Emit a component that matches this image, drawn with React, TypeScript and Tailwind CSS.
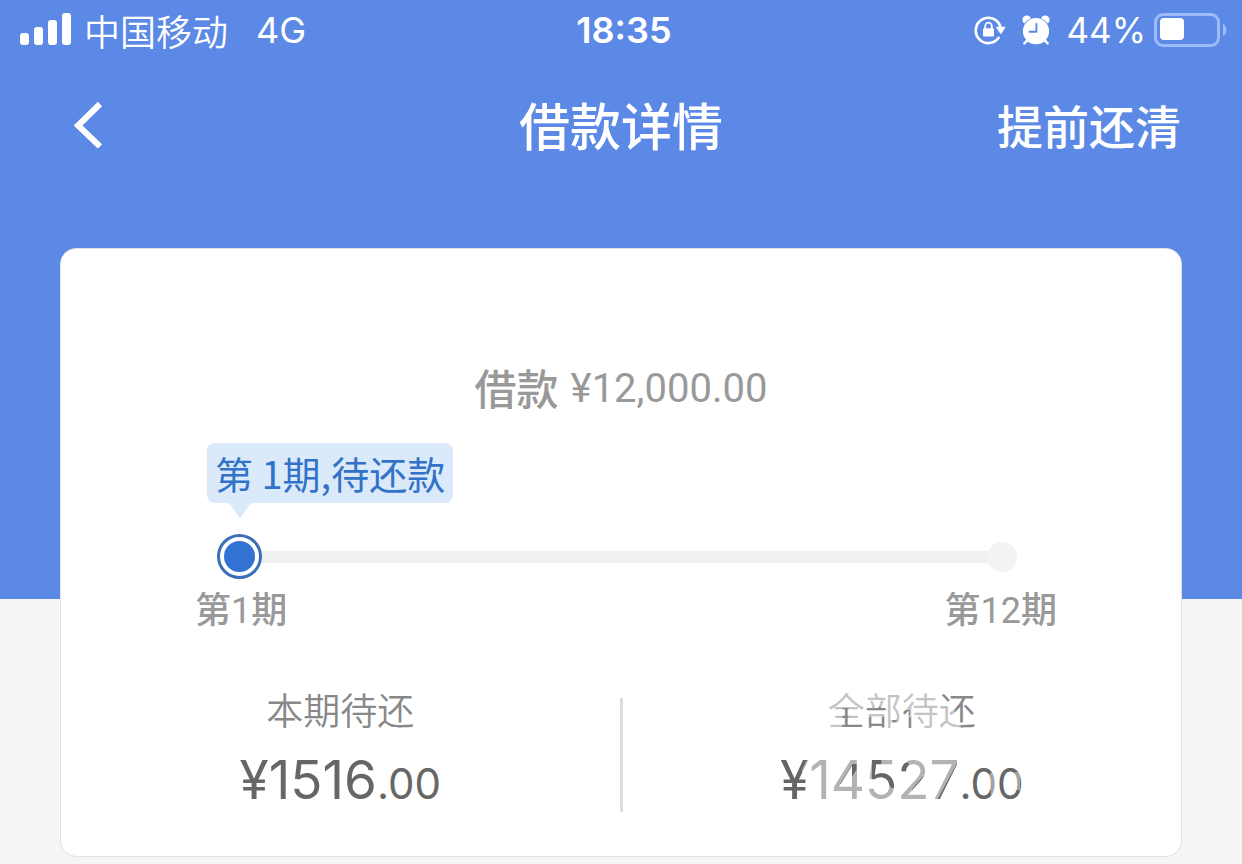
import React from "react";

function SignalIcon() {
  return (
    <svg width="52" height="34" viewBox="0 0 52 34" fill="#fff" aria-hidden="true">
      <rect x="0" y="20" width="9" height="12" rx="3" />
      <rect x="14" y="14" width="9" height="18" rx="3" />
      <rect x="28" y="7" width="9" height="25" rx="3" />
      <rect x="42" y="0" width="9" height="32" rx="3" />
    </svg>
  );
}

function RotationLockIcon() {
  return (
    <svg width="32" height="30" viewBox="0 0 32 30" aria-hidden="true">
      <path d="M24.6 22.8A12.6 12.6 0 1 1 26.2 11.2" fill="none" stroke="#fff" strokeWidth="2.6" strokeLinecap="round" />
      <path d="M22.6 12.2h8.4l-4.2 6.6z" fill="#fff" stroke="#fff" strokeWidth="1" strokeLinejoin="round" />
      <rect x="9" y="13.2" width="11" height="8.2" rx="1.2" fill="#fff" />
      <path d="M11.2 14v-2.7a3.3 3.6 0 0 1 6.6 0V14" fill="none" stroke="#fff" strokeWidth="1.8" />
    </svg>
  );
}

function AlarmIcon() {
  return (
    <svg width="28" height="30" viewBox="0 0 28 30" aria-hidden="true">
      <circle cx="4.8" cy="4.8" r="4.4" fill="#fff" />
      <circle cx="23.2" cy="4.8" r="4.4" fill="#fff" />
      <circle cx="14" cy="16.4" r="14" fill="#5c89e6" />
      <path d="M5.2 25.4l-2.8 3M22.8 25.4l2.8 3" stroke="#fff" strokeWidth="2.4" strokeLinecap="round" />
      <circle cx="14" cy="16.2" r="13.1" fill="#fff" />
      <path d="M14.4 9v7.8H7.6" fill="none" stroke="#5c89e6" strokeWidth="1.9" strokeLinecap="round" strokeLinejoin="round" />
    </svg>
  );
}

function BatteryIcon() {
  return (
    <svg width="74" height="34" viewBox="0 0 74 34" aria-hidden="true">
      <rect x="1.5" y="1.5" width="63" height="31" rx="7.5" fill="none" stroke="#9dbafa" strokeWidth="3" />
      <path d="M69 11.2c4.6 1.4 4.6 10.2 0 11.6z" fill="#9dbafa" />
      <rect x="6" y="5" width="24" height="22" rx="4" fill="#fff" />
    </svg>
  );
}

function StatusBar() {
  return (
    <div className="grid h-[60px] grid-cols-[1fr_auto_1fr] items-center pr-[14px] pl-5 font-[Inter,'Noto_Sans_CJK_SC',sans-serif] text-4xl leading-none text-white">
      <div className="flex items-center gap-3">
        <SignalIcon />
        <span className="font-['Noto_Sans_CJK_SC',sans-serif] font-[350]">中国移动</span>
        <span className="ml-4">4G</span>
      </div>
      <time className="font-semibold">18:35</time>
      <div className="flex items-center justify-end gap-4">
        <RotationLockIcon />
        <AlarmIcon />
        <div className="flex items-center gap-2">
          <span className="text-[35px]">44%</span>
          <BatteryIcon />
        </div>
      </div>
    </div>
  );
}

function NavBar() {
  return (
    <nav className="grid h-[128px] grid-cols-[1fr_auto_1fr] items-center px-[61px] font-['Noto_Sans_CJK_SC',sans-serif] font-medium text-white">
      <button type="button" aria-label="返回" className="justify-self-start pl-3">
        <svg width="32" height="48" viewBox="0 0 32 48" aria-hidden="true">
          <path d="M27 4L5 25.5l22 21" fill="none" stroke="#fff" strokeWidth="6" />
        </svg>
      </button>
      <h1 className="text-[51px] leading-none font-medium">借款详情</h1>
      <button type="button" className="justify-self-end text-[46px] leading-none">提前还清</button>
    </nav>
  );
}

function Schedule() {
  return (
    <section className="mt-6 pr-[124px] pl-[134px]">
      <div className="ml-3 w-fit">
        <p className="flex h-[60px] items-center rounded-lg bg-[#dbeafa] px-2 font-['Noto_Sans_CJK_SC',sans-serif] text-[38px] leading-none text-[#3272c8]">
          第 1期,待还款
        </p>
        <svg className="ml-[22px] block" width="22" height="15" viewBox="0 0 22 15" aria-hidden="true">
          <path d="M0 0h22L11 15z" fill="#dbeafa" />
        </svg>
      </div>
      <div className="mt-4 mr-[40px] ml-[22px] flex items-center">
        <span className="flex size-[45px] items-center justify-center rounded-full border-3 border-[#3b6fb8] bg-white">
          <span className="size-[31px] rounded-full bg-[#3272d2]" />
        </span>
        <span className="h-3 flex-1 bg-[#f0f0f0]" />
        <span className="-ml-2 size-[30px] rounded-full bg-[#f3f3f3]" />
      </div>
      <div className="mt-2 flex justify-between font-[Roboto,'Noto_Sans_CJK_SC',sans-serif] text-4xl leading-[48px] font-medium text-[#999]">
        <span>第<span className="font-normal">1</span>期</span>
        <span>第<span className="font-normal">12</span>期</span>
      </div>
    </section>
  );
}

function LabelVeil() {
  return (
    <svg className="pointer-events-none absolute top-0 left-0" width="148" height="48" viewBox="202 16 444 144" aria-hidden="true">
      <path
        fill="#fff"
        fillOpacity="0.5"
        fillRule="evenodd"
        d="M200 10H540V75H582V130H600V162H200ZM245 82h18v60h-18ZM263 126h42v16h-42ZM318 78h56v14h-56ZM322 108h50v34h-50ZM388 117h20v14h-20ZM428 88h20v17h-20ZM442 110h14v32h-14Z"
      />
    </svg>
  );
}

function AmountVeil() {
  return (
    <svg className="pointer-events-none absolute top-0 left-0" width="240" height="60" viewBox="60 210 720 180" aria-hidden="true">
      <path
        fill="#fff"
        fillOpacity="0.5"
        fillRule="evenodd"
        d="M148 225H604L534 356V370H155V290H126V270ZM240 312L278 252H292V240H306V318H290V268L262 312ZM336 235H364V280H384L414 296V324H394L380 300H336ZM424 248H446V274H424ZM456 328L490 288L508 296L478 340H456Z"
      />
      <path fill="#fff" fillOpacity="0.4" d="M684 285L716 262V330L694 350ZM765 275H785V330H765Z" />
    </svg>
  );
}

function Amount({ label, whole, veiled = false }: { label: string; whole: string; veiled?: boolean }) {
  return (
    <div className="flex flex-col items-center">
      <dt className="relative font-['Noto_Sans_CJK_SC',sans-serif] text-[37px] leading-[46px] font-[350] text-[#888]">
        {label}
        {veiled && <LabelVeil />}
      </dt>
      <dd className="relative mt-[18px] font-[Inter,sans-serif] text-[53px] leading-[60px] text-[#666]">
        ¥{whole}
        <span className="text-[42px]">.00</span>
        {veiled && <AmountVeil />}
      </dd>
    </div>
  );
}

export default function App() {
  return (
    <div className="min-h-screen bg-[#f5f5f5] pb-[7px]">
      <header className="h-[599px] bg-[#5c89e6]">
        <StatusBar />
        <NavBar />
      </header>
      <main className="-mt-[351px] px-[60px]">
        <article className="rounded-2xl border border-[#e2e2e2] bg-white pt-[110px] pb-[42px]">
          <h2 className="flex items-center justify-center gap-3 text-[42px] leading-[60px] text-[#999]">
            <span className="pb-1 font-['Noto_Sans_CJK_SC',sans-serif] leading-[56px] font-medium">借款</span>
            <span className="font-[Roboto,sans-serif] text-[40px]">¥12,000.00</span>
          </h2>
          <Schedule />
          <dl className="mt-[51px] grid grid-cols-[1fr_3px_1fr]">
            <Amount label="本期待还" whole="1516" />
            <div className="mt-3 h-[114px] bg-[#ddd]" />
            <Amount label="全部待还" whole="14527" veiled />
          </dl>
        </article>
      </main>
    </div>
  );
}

********************

> [Your goal]:
Of the lines above, copy each that contains "React".

> [The solution]:
Emit a component that matches this image, drawn with React, TypeScript and Tailwind CSS.
import React from "react";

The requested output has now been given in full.